Take A Walk In His Footsteps
Every year, we come together as a nation to celebrate the birthday of Dr. Martin Luther King, Jr. and honor his life and legacy with a national day of service. Walk in the steps of this civil rights leader and experience his story in our national parks year-round.
The history and preservation of our national parks are key to having meaningful conversations. National discourse is ever evolving and expanding to reflect on our past, engage in the present, and reimagine our future. The National Park Foundation (NPF), together with our partners, has been investing in the preservation of African American history and culture through national parks for nearly 20 years, the support of many projects that have expanded the preservation of and storytelling around Dr. King’s life and legacy.
Visit His Birthplace in Atlanta
Known simply as “M.L.” by his family, Martin Luther King, Jr.’s early years in Atlanta are preserved and honored at Martin Luther King, Jr. National Historical Park.
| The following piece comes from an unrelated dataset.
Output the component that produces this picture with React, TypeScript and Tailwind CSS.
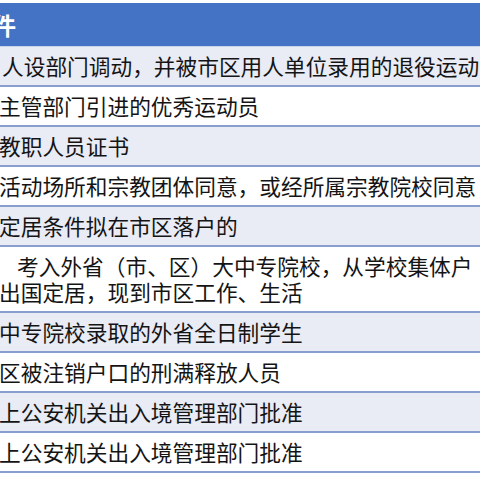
import React from "react";

const rows: { lines: string[]; shade: boolean; offset?: number }[] = [
  { lines: ["人设部门调动，并被市区用人单位录用的退役运动"], shade: true, offset: 2 },
  { lines: ["主管部门引进的优秀运动员"], shade: false },
  { lines: ["教职人员证书"], shade: true },
  { lines: ["活动场所和宗教团体同意，或经所属宗教院校同意"], shade: false },
  { lines: ["定居条件拟在市区落户的"], shade: true },
  { lines: ["考入外省（市、区）大中专院校，从学校集体户", "出国定居，现到市区工作、生活"], shade: false },
  { lines: ["中专院校录取的外省全日制学生"], shade: true },
  { lines: ["区被注销户口的刑满释放人员"], shade: false },
  { lines: ["上公安机关出入境管理部门批准"], shade: true },
  { lines: ["上公安机关出入境管理部门批准"], shade: false },
];

export default function App() {
  return (
    <div
      className="w-[480px] h-[480px] bg-white overflow-hidden pt-[3px] text-[#141414]"
      style={{ fontFamily: '"Noto Sans CJK SC", "Microsoft YaHei", sans-serif' }}
    >
      <div className="h-[44px] bg-[#4472c4] flex items-center border-b border-[#c9d3ec]">
        <span className="ml-[-8px] text-white font-bold text-[24px] leading-none">件</span>
      </div>
      {rows.map((r, i) => (
        <div
          key={i}
          className={`${r.lines.length > 1 ? "h-[66px]" : "h-[40px]"} ${
            r.shade ? "bg-[#e9ebf5]" : "bg-white"
          } border-b-2 border-[#8a9dcf] flex flex-col justify-center whitespace-nowrap text-[21.7px] leading-[26px]`}
        >
          {r.lines.map((l, j) => (
            <div
              key={j}
              className={r.lines.length > 1 && j === 0 ? "pl-[17px]" : r.offset ? "pl-[2px]" : "ml-[-1px]"}
            >
              {l}
            </div>
          ))}
        </div>
      ))}
    </div>
  );
}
Stop by the visitor center to pick up a map of the park, which includes the home in which he was born and lived until he was 12, the Historic Ebenezer Baptist Church where he worshipped and preached, and The King Center, where Dr. and Mrs. Coretta Scott King are laid to rest.
In 2018, NPF facilitated the purchase of Dr. King’s birth home and its transfer to Martin Luther King, Jr. National Historical Park. As part of NPF’s Women in Parks initiative, NPF also supported a new outdoor exhibit at the park honoring and exploring Coretta Scott King’s incredible life and lasting contributions to the civil rights movement. In 2020, as part of a multi-year grant, NPF provided the funding for staff, materials, and administrative expenses to stabilize and rehabilitate both the birth home and life home of Dr. King. 3D scanning of the birth home, land survey and assessment, as well as a mechanical system evaluation took place, ensuring that the buildings will be properly restored to welcome present and future generations of visitors.
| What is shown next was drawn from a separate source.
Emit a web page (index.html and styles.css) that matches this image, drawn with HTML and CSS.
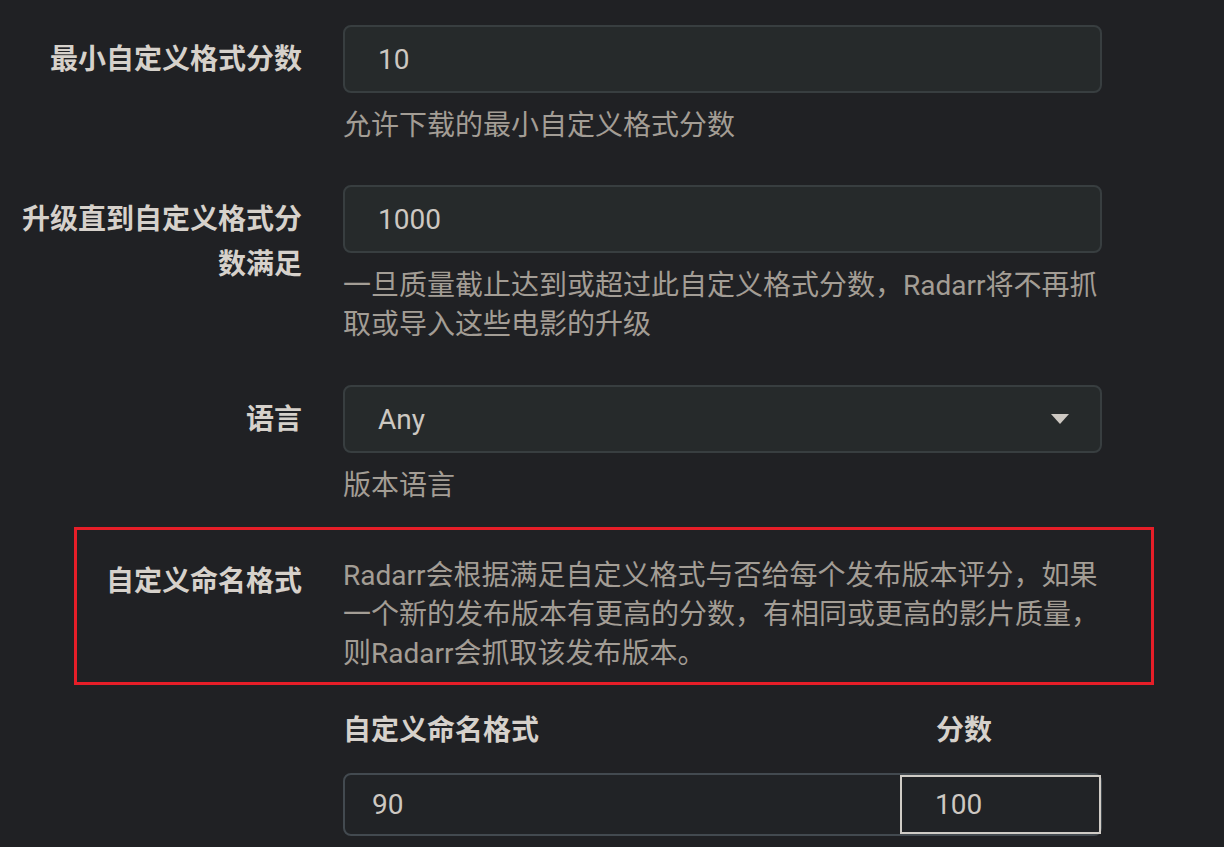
FILE: index.html
```html
<!DOCTYPE html>
<html lang="zh-CN">
<head>
<meta charset="utf-8">
<title>Radarr 设置</title>
<link rel="stylesheet" href="styles.css">
</head>
<body>
<div class="page">
  <div class="form-group">
    <div class="label">最小自定义格式分数</div>
    <div class="field">
      <div class="input">10</div>
      <div class="help">允许下载的最小自定义格式分数</div>
    </div>
  </div>

  <div class="form-group">
    <div class="label">升级直到自定义格式分数满足</div>
    <div class="field">
      <div class="input">1000</div>
      <div class="help">一旦质量截止达到或超过此自定义格式分数，Radarr将不再抓取或导入这些电影的升级</div>
    </div>
  </div>

  <div class="form-group">
    <div class="label">语言</div>
    <div class="field">
      <div class="input select"><span>Any</span><span class="caret"></span></div>
      <div class="help">版本语言</div>
    </div>
  </div>

  <div class="form-group highlight">
    <div class="label">自定义命名格式</div>
    <div class="field">
      <div class="help info">Radarr会根据满足自定义格式与否给每个发布版本评分，如果一个新的发布版本有更高的分数，有相同或更高的影片质量，则Radarr会抓取该发布版本。</div>
    </div>
  </div>

  <div class="formats">
    <div class="formats-head">
      <div class="head-name">自定义命名格式</div>
      <div class="head-score">分数</div>
    </div>
    <div class="format-row">
      <div class="format-name">90</div>
      <div class="format-score">100</div>
    </div>
  </div>
</div>
</body>
</html>
```

FILE: styles.css
```css
html, body {
  margin: 0;
  padding: 0;
  background: #202124;
}

body {
  font-family: "Roboto", "Noto Sans CJK SC", sans-serif;
  font-size: 28px;
  color: #d5d0ca;
}

.page {
  padding-top: 25px;
}

.form-group {
  display: grid;
  grid-template-columns: 302px 759px;
  column-gap: 41px;
  margin-bottom: 40px;
}

.label {
  text-align: right;
  font-weight: 700;
  line-height: 45px;
  padding-top: 12px;
  color: #d6d1cb;
}

.input {
  box-sizing: border-box;
  height: 68px;
  border: 2px solid #383e40;
  border-radius: 8px;
  background: #262a2b;
  padding: 0 33px;
  display: flex;
  align-items: center;
  color: #cdc8c2;
}

.select {
  justify-content: space-between;
  padding-right: 31px;
}

.caret {
  width: 0;
  height: 0;
  border-left: 9px solid transparent;
  border-right: 9px solid transparent;
  border-top: 10px solid #cdc8c2;
}

.help {
  margin-top: 13px;
  line-height: 39px;
  color: #a39d95;
}

.form-group:nth-child(2) {
  margin-bottom: 41px;
}

.form-group:nth-child(3) {
  margin-bottom: 22px;
}

.highlight {
  margin-left: 74px;
  width: 1080px;
  box-sizing: border-box;
  border: 3px solid #e61e28;
  grid-template-columns: 225px 759px;
  padding: 26px 0 9px;
  margin-bottom: 0;
}

.highlight .label {
  padding-top: 3px;
}

.help.info {
  margin-top: 0;
}

.formats {
  margin-left: 343px;
  width: 759px;
  padding-top: 26px;
}

.formats-head {
  display: grid;
  grid-template-columns: 1fr 200px;
  font-weight: 700;
  line-height: 40px;
  color: #d6d1cb;
}

.head-score {
  padding-left: 34px;
}

.format-row {
  margin-top: 22px;
  box-sizing: border-box;
  height: 63px;
  border: 2px solid #434a50;
  border-radius: 8px;
  background: #212326;
  display: grid;
  grid-template-columns: 1fr 200px;
  color: #cdc8c2;
}

.format-name {
  display: flex;
  align-items: center;
  padding-left: 27px;
}

.format-score {
  box-sizing: border-box;
  margin-right: -1px;
  border: 2px solid #d0ccc6;
  display: flex;
  align-items: center;
  padding-left: 33px;
}
```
Climb the Steps on Which He Spoke
In 1963, Dr. King was one of the organizers for the March on Washington for Jobs and Freedom, and on August 28 of that year, he delivered his legendary “I Have a Dream” speech from the steps of the Lincoln Memorial. A year later, Dr. King received the Nobel Peace Prize for his work championing civil rights and social justice. Stand on the steps of the Lincoln Memorial, looking out into the reflecting pool and the distant Washington Monument and read or listen to his “I Have a Dream” speech. The spot on which he spoke is engraved to mark this iconic and defining moment in the civil rights movement and United States’ history.
Commemorate His Iconic March
In March 1965, Dr. King and other civil rights activists marched 54 miles from Selma to Montgomery, Alabama, to bring attention to voter registration in the area. The Selma to Montgomery marches, one of which became known as “Bloody Sunday” after an attack on the non-violent protesters, garnered national attention and outrage and ultimately led to the signing of the Voting Rights Act of 1965. Drive the Selma to Montgomery National Historic Trail and stop by the Selma and Lowndes Interpretative Centers, which feature exhibits on the march.
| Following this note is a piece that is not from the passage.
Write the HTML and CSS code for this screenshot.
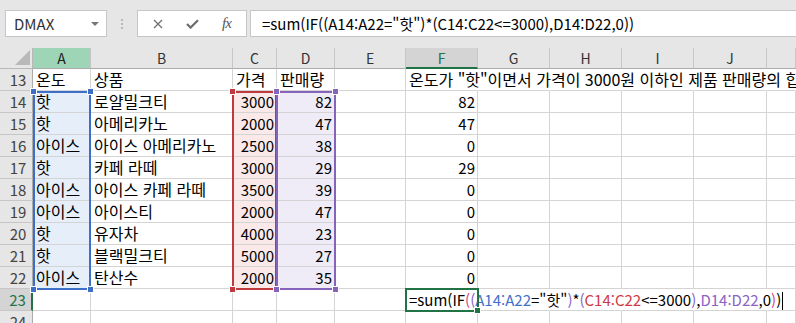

In 2020, in partnership with the Fund II Foundation, NPF supported a new interactive and immersive exhibit along the trail, designed to use oral histories and historical narratives to bring the iconic event to life. The new exhibit, located in the Montgomery Interpretative Center, will allow visitors a new way to interact with the trail and its history.
Honor His Legacy at His Memorial
Dedicated in 2011, the Martin Luther King, Jr. National Memorial is the first memorial on the National Mall to honor a citizen activist, not a United States president or war hero, as well as the first to honor an African American individual. The memorial is a place to contemplate his non-violent philosophy striving for freedom, justice, and equality. Read his quotes engraved in the memorial’s walls, taken from Dr. King’s speeches, sermons, and writings.
This is just the beginning – many park units across the country honor the contributions Dr. King and other trailblazing leaders have made to our nation’s multifaceted history. Our national parks give us a chance to learn about our past and reflect on those whose visions carried us to the present. By supporting dynamic educational programs, professional development opportunities, the rehabilitation of historic sites, and the preservation – both physically and digitally – of irreplaceable artifacts and places, such as those which reflect Dr. King’s life and legacy, NPF and our partners are dedicated to increasing access to places, cultural resources, and stories that help all people gain a deeper understanding of the contributions of African Americans. Many other parks honor the stories and legacies of African Americans – we invite you to explore these places and Stand Where Heroes Stood.